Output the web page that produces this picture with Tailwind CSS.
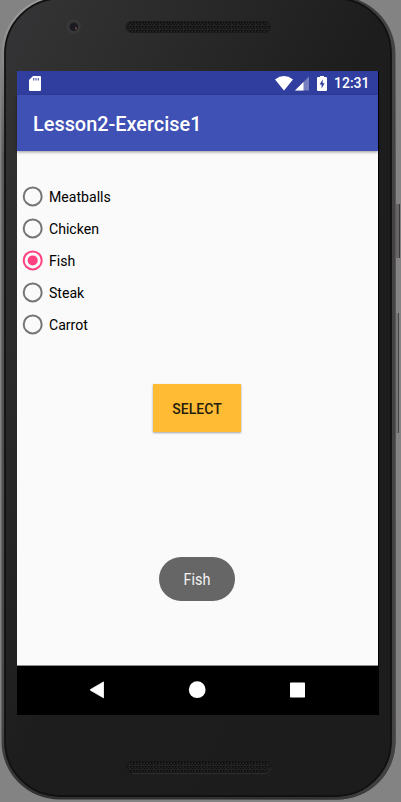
<!DOCTYPE html>
<html lang="en">
<head>
<meta charset="utf-8">
<title>Lesson2-Exercise1</title>
<script src="https://cdn.jsdelivr.net/npm/@tailwindcss/browser@4"></script>
</head>
<body class="bg-[#838383] overflow-hidden">
<div class="relative w-[401px] h-[802px] overflow-hidden font-[Roboto,sans-serif]">
  <!-- Phone shell -->
  <svg class="absolute inset-0" width="401" height="802" viewBox="0 0 401 802" aria-hidden="true">
    <defs>
      <linearGradient id="body" x1="0" y1="0" x2="1" y2="1">
        <stop offset="0" stop-color="#353537"/><stop offset=".22" stop-color="#2b2b2b"/><stop offset=".5" stop-color="#1d1d1d"/><stop offset="1" stop-color="#1c1c1c"/>
      </linearGradient>
      <linearGradient id="rim" x1="0" y1="0" x2="0" y2="1">
        <stop offset="0" stop-color="#a0a0a0"/><stop offset=".08" stop-color="#888"/><stop offset=".2" stop-color="#5a5a5a"/><stop offset=".9" stop-color="#484647"/><stop offset="1" stop-color="#303030"/>
      </linearGradient>
      <linearGradient id="edge" x1="0" y1="0" x2="1" y2="0">
        <stop offset="0" stop-color="#333132" stop-opacity="0"/><stop offset=".5" stop-color="#333132" stop-opacity="0"/><stop offset=".8" stop-color="#333132"/><stop offset="1" stop-color="#454344"/>
      </linearGradient>
      <pattern id="mesh" width="6" height="4" patternUnits="userSpaceOnUse" x="129" y="21">
        <rect width="6" height="4" fill="#222"/>
        <rect x="1" y="1" width="1.500" height="1.500" fill="#090909"/><rect x="4" y="1" width="1.500" height="1.500" fill="#090909"/><rect x="2.500" y="3" width="1.500" height="1" fill="#0d0d0d"/><rect x="5" y="3" width="1" height="1" fill="#0d0d0d"/>
      </pattern>
    </defs>
    <rect x="396" y="204" width="4" height="54" fill="#666465"/><rect x="399" y="204" width="1" height="54" fill="#3a3a3a"/>
    <rect x="396" y="313" width="3" height="120" fill="#777"/><rect x="398" y="313" width="1" height="120" fill="#444"/>
    <rect x="1.500" y="-4" width="394" height="803.500" rx="58" fill="url(#rim)"/>
    <rect x="1.500" y="-4" width="394" height="803.500" rx="58" fill="url(#edge)"/>
    <rect x="5" y="-1.500" width="386" height="797.500" rx="55" fill="url(#body)" stroke="#111" stroke-width="1.800"/>
    <circle cx="73.500" cy="26.500" r="7.500" fill="#373737"/><circle cx="73.800" cy="26.800" r="4.300" fill="#1b1a20"/><circle cx="76" cy="28.300" r="1.100" fill="#69504d"/>
    <rect x="126" y="21.500" width="144.500" height="11" rx="5.500" fill="url(#mesh)" stroke="#1b1b1b"/>
    <rect x="126" y="761.500" width="144.500" height="11" rx="5.500" fill="url(#mesh)" stroke="#161616"/>
    <path d="M132 773.500h133q5.500-.5 5.500-6" fill="none" stroke="#333" stroke-width=".8"/>
  </svg>

  <main class="relative ml-[17px] mt-[71px] w-[362px] h-[644px] flex flex-col bg-black">
    <div class="w-[361px] h-[24px] shrink-0 bg-[#303f9f] flex items-center justify-between pl-[12px] pr-[9px] text-white">
      <svg width="12" height="15" viewBox="0 0 12 15"><path d="M4 0h7q1 0 1 1v13q0 1-1 1H1q-1 0-1-1V4z" fill="#fff"/><path d="M4.700 2v2.600M7 2v2.600M9.300 2v2.600" stroke="#5965b2" stroke-width="1.200"/></svg>
      <div class="flex items-center">
        <svg width="18" height="15" viewBox="0 0 18 15"><path d="M0 3.500Q9-3.300 18 3.500L9 14.500z" fill="#fff"/></svg>
        <svg class="ml-[2px]" width="14" height="15" viewBox="0 0 14 15"><path d="M14 .5V14.500H0z" fill="#7780bf"/><path d="M8.500 6V14.500H0z" fill="#fff"/></svg>
        <svg class="ml-[8px]" width="10" height="15" viewBox="0 0 10 15"><path d="M3 0h4v1h2q1 0 1 1V14q0 1-1 1H1q-1 0-1-1V2q0-1 1-1h2z" fill="#fff"/><path d="M5.700 3.500L2.600 8.600h2v4L7.600 7.300H5.700z" fill="#303f9f"/></svg>
        <span class="ml-[7px] w-[35px] text-[14px] leading-[24px] font-medium whitespace-nowrap">12:31</span>
      </div>
    </div>
    <header class="relative w-[361px] h-[56px] shrink-0 bg-[#3f51b5] flex items-center pl-[16px] pt-[4px] shadow-[0_1px_3px_rgba(0,0,0,0.4)]">
      <h1 class="text-[19.900px] font-medium text-white leading-6">Lesson2-Exercise1</h1>
    </header>
    <section class="w-[361px] h-[515px] shrink-0 bg-[#fafafa] border-b border-[#8b8f8d] flex flex-col items-center pt-[29px]">
      <ul class="w-full pl-[5px] pt-[1px] text-[14.100px] text-black">
        <li class="h-[32.100px] flex items-center gap-[5px]"><svg width="22" height="22"><circle cx="10.700" cy="10.400" r="9" fill="none" stroke="#757575" stroke-width="2"/></svg><span class="pt-px">Meatballs</span></li>
        <li class="h-[32.100px] flex items-center gap-[5px]"><svg width="22" height="22"><circle cx="10.700" cy="10.400" r="9" fill="none" stroke="#757575" stroke-width="2"/></svg><span class="pt-px">Chicken</span></li>
        <li class="h-[32.100px] flex items-center gap-[5px]"><svg width="22" height="22"><circle cx="10.700" cy="10.400" r="9" fill="none" stroke="#ff4081" stroke-width="2"/><circle cx="10.700" cy="10.400" r="5" fill="#ff4081"/></svg><span class="pt-px">Fish</span></li>
        <li class="h-[32.100px] flex items-center gap-[5px]"><svg width="22" height="22"><circle cx="10.700" cy="10.400" r="9" fill="none" stroke="#757575" stroke-width="2"/></svg><span class="pt-px">Steak</span></li>
        <li class="h-[32.100px] flex items-center gap-[5px]"><svg width="22" height="22"><circle cx="10.700" cy="10.400" r="9" fill="none" stroke="#757575" stroke-width="2"/></svg><span class="pt-px">Carrot</span></li>
      </ul>
      <button class="mt-[43px] mr-[1px] w-[88px] h-[48px] shrink-0 bg-[#ffbb33] pt-[3px] text-[14px] font-medium text-[#251d0c] shadow-[0_1px_2px_rgba(0,0,0,0.35)]">SELECT</button>
      <div class="mt-[125px] mr-[1px] w-[76px] h-[44px] shrink-0 rounded-full bg-[#666] text-[#f2f2f2] flex items-center justify-center"><span class="inline-block text-[16px] pt-[2px] scale-x-[0.9]">Fish</span></div>
    </section>
    <nav class="h-[48px] flex items-center pl-[72px]">
      <svg width="16" height="18" viewBox="0 0 16 18"><path d="M14.500 1v15.800L1.500 9.300q-.6-.4 0-.8L14.500 .9z" fill="#fff" stroke="#fff" stroke-width=".8" stroke-linejoin="round"/></svg>
      <svg class="ml-[83px]" width="18" height="18"><circle cx="9.200" cy="8.700" r="8.400" fill="#fff"/></svg>
      <svg class="ml-[83px]" width="16" height="16"><rect x="1" y=".5" width="15" height="15" rx=".7" fill="#fff"/></svg>
    </nav>
  </main>
</div>
</body>
</html>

EXERCISE PROMPT: Reproduce all of the data exactly; the pictures do not belong in the copy.

RESULT:
Output the web page that produces this picture with Tailwind CSS.
<!DOCTYPE html>
<html lang="en">
<head>
<meta charset="utf-8">
<title>Lesson2-Exercise1</title>
<script src="https://cdn.jsdelivr.net/npm/@tailwindcss/browser@4"></script>
</head>
<body class="bg-[#838383] overflow-hidden">
<div class="relative w-[401px] h-[802px] overflow-hidden font-[Roboto,sans-serif]">
  <!-- Phone shell -->
  <svg class="absolute inset-0" width="401" height="802" viewBox="0 0 401 802" aria-hidden="true">
    <defs>
      <linearGradient id="body" x1="0" y1="0" x2="1" y2="1">
        <stop offset="0" stop-color="#353537"/><stop offset=".22" stop-color="#2b2b2b"/><stop offset=".5" stop-color="#1d1d1d"/><stop offset="1" stop-color="#1c1c1c"/>
      </linearGradient>
      <linearGradient id="rim" x1="0" y1="0" x2="0" y2="1">
        <stop offset="0" stop-color="#a0a0a0"/><stop offset=".08" stop-color="#888"/><stop offset=".2" stop-color="#5a5a5a"/><stop offset=".9" stop-color="#484647"/><stop offset="1" stop-color="#303030"/>
      </linearGradient>
      <linearGradient id="edge" x1="0" y1="0" x2="1" y2="0">
        <stop offset="0" stop-color="#333132" stop-opacity="0"/><stop offset=".5" stop-color="#333132" stop-opacity="0"/><stop offset=".8" stop-color="#333132"/><stop offset="1" stop-color="#454344"/>
      </linearGradient>
      <pattern id="mesh" width="6" height="4" patternUnits="userSpaceOnUse" x="129" y="21">
        <rect width="6" height="4" fill="#222"/>
        <rect x="1" y="1" width="1.500" height="1.500" fill="#090909"/><rect x="4" y="1" width="1.500" height="1.500" fill="#090909"/><rect x="2.500" y="3" width="1.500" height="1" fill="#0d0d0d"/><rect x="5" y="3" width="1" height="1" fill="#0d0d0d"/>
      </pattern>
    </defs>
    <rect x="396" y="204" width="4" height="54" fill="#666465"/><rect x="399" y="204" width="1" height="54" fill="#3a3a3a"/>
    <rect x="396" y="313" width="3" height="120" fill="#777"/><rect x="398" y="313" width="1" height="120" fill="#444"/>
    <rect x="1.500" y="-4" width="394" height="803.500" rx="58" fill="url(#rim)"/>
    <rect x="1.500" y="-4" width="394" height="803.500" rx="58" fill="url(#edge)"/>
    <rect x="5" y="-1.500" width="386" height="797.500" rx="55" fill="url(#body)" stroke="#111" stroke-width="1.800"/>
    <circle cx="73.500" cy="26.500" r="7.500" fill="#373737"/><circle cx="73.800" cy="26.800" r="4.300" fill="#1b1a20"/><circle cx="76" cy="28.300" r="1.100" fill="#69504d"/>
    <rect x="126" y="21.500" width="144.500" height="11" rx="5.500" fill="url(#mesh)" stroke="#1b1b1b"/>
    <rect x="126" y="761.500" width="144.500" height="11" rx="5.500" fill="url(#mesh)" stroke="#161616"/>
    <path d="M132 773.500h133q5.500-.5 5.500-6" fill="none" stroke="#333" stroke-width=".8"/>
  </svg>

  <main class="relative ml-[17px] mt-[71px] w-[362px] h-[644px] flex flex-col bg-black">
    <div class="w-[361px] h-[24px] shrink-0 bg-[#303f9f] flex items-center justify-between pl-[12px] pr-[9px] text-white">
      <svg width="12" height="15" viewBox="0 0 12 15"><path d="M4 0h7q1 0 1 1v13q0 1-1 1H1q-1 0-1-1V4z" fill="#fff"/><path d="M4.700 2v2.600M7 2v2.600M9.300 2v2.600" stroke="#5965b2" stroke-width="1.200"/></svg>
      <div class="flex items-center">
        <svg width="18" height="15" viewBox="0 0 18 15"><path d="M0 3.500Q9-3.300 18 3.500L9 14.500z" fill="#fff"/></svg>
        <svg class="ml-[2px]" width="14" height="15" viewBox="0 0 14 15"><path d="M14 .5V14.500H0z" fill="#7780bf"/><path d="M8.500 6V14.500H0z" fill="#fff"/></svg>
        <svg class="ml-[8px]" width="10" height="15" viewBox="0 0 10 15"><path d="M3 0h4v1h2q1 0 1 1V14q0 1-1 1H1q-1 0-1-1V2q0-1 1-1h2z" fill="#fff"/><path d="M5.700 3.500L2.600 8.600h2v4L7.600 7.300H5.700z" fill="#303f9f"/></svg>
        <span class="ml-[7px] w-[35px] text-[14px] leading-[24px] font-medium whitespace-nowrap">12:31</span>
      </div>
    </div>
    <header class="relative w-[361px] h-[56px] shrink-0 bg-[#3f51b5] flex items-center pl-[16px] pt-[4px] shadow-[0_1px_3px_rgba(0,0,0,0.4)]">
      <h1 class="text-[19.900px] font-medium text-white leading-6">Lesson2-Exercise1</h1>
    </header>
    <section class="w-[361px] h-[515px] shrink-0 bg-[#fafafa] border-b border-[#8b8f8d] flex flex-col items-center pt-[29px]">
      <ul class="w-full pl-[5px] pt-[1px] text-[14.100px] text-black">
        <li class="h-[32.100px] flex items-center gap-[5px]"><svg width="22" height="22"><circle cx="10.700" cy="10.400" r="9" fill="none" stroke="#757575" stroke-width="2"/></svg><span class="pt-px">Meatballs</span></li>
        <li class="h-[32.100px] flex items-center gap-[5px]"><svg width="22" height="22"><circle cx="10.700" cy="10.400" r="9" fill="none" stroke="#757575" stroke-width="2"/></svg><span class="pt-px">Chicken</span></li>
        <li class="h-[32.100px] flex items-center gap-[5px]"><svg width="22" height="22"><circle cx="10.700" cy="10.400" r="9" fill="none" stroke="#ff4081" stroke-width="2"/><circle cx="10.700" cy="10.400" r="5" fill="#ff4081"/></svg><span class="pt-px">Fish</span></li>
        <li class="h-[32.100px] flex items-center gap-[5px]"><svg width="22" height="22"><circle cx="10.700" cy="10.400" r="9" fill="none" stroke="#757575" stroke-width="2"/></svg><span class="pt-px">Steak</span></li>
        <li class="h-[32.100px] flex items-center gap-[5px]"><svg width="22" height="22"><circle cx="10.700" cy="10.400" r="9" fill="none" stroke="#757575" stroke-width="2"/></svg><span class="pt-px">Carrot</span></li>
      </ul>
      <button class="mt-[43px] mr-[1px] w-[88px] h-[48px] shrink-0 bg-[#ffbb33] pt-[3px] text-[14px] font-medium text-[#251d0c] shadow-[0_1px_2px_rgba(0,0,0,0.35)]">SELECT</button>
      <div class="mt-[125px] mr-[1px] w-[76px] h-[44px] shrink-0 rounded-full bg-[#666] text-[#f2f2f2] flex items-center justify-center"><span class="inline-block text-[16px] pt-[2px] scale-x-[0.9]">Fish</span></div>
    </section>
    <nav class="h-[48px] flex items-center pl-[72px]">
      <svg width="16" height="18" viewBox="0 0 16 18"><path d="M14.500 1v15.800L1.500 9.300q-.6-.4 0-.8L14.500 .9z" fill="#fff" stroke="#fff" stroke-width=".8" stroke-linejoin="round"/></svg>
      <svg class="ml-[83px]" width="18" height="18"><circle cx="9.200" cy="8.700" r="8.400" fill="#fff"/></svg>
      <svg class="ml-[83px]" width="16" height="16"><rect x="1" y=".5" width="15" height="15" rx=".7" fill="#fff"/></svg>
    </nav>
  </main>
</div>
</body>
</html>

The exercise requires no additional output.